Hechos de los apóstoles 1, 1-11; Sal 46, 2-3. 6-7. 8-9; san Pablo a los Efesios 1, 17-23; san Marcos 16,15-20

Debería estar contento… Muy contento. Han sido siglos y siglos de condena, desde
el primer pecado hasta mi última deslealtad. El Cielo lo cerramos los hombres de un
portazo, y volvimos nuestros rostros hacia dioses de barro, que mueren, para morir con
ellos y con ellos condenarnos. Hoy, después de que el Hijo de Dios se entregara por mí
y saliera triunfante del sepulcro, el querubín ha depuesto su espada de fuego, y las
seculares puertas solemnemente se han abierto, derramando un torrente de luz.

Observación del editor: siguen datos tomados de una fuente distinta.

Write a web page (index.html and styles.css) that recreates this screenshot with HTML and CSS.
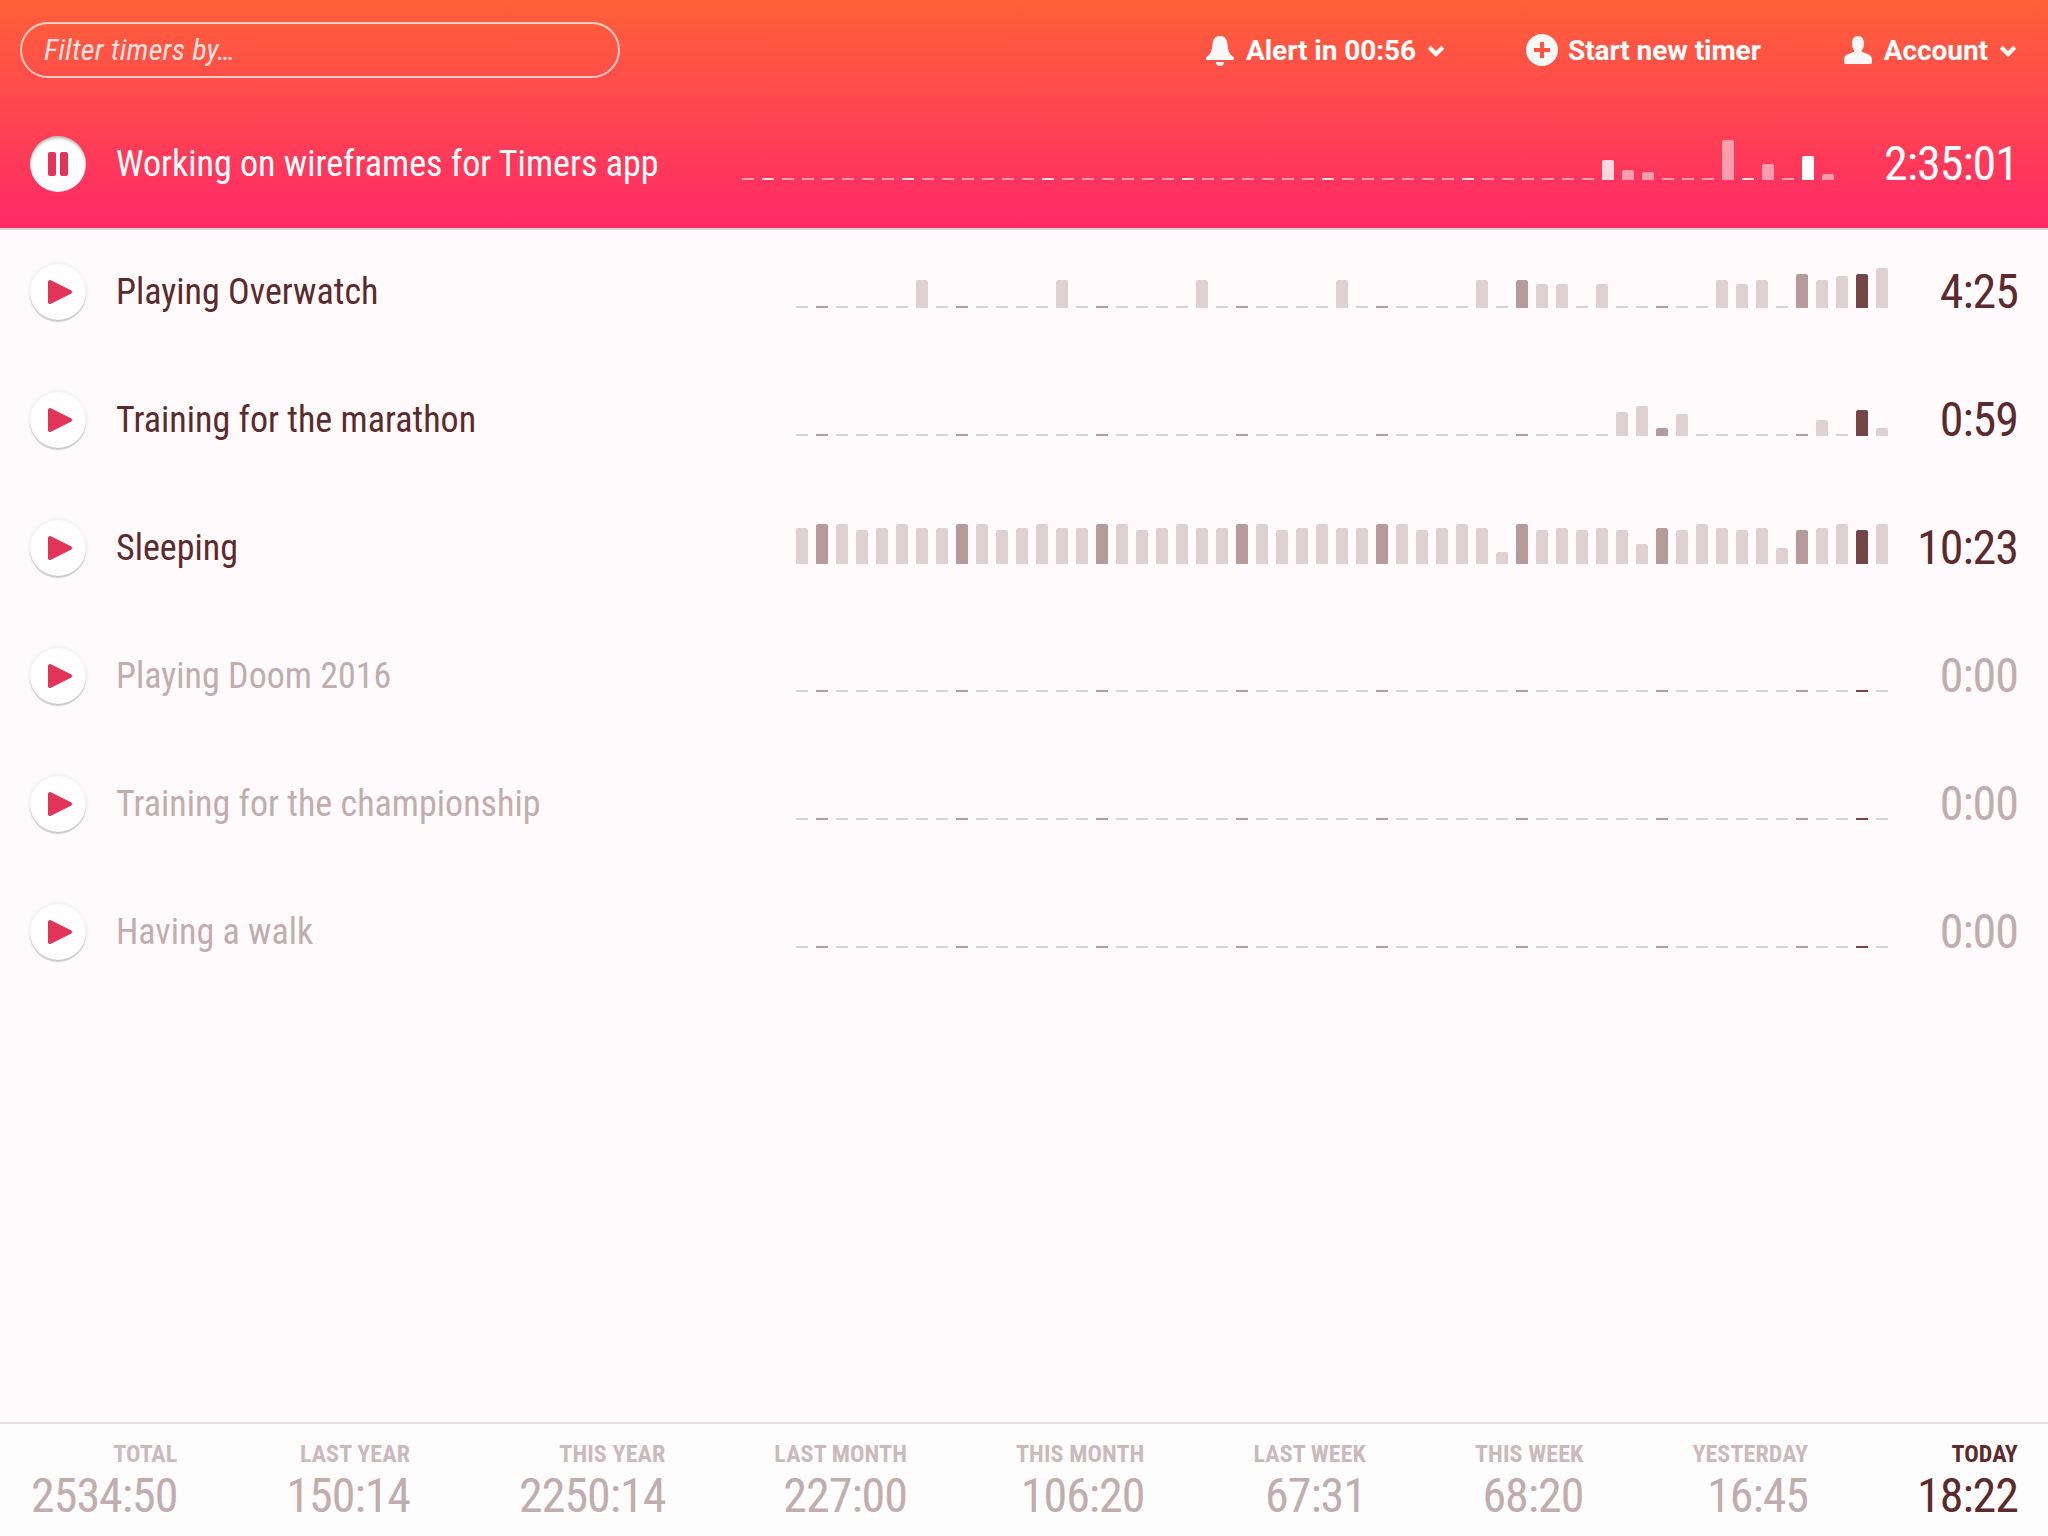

Flanqueando su paso los ángeles, ha ascendido Jesús a los cielos como el primero de los
hombres. No es un fugitivo que se escapa de este mundo de muerte; ni una sombra que
huye al caer la tarde. Es la Cabeza de un enorme, inmenso cuerpo de bebé, que
abandona las tinieblas de este claustro, inaugurando un parto doloroso y finalmente
feliz. Y, al alcanzar la gloria, al ser sentado a la derecha de su Padre, la Iglesia está
siendo dada a Luz bañada en sangre y envuelta en lágrimas. La Cabeza -Jesús- y el
Cuello -María- gozan ya de la Claridad verdadera, del resplandor que no se apaga. El
resto de cuerpo, y yo entre ellos, aún gemimos mientras seguimos sus pasos, y sentimos
correr por las venas de nuestra alma la savia nueva, la gracia de Dios, la Vida eterna…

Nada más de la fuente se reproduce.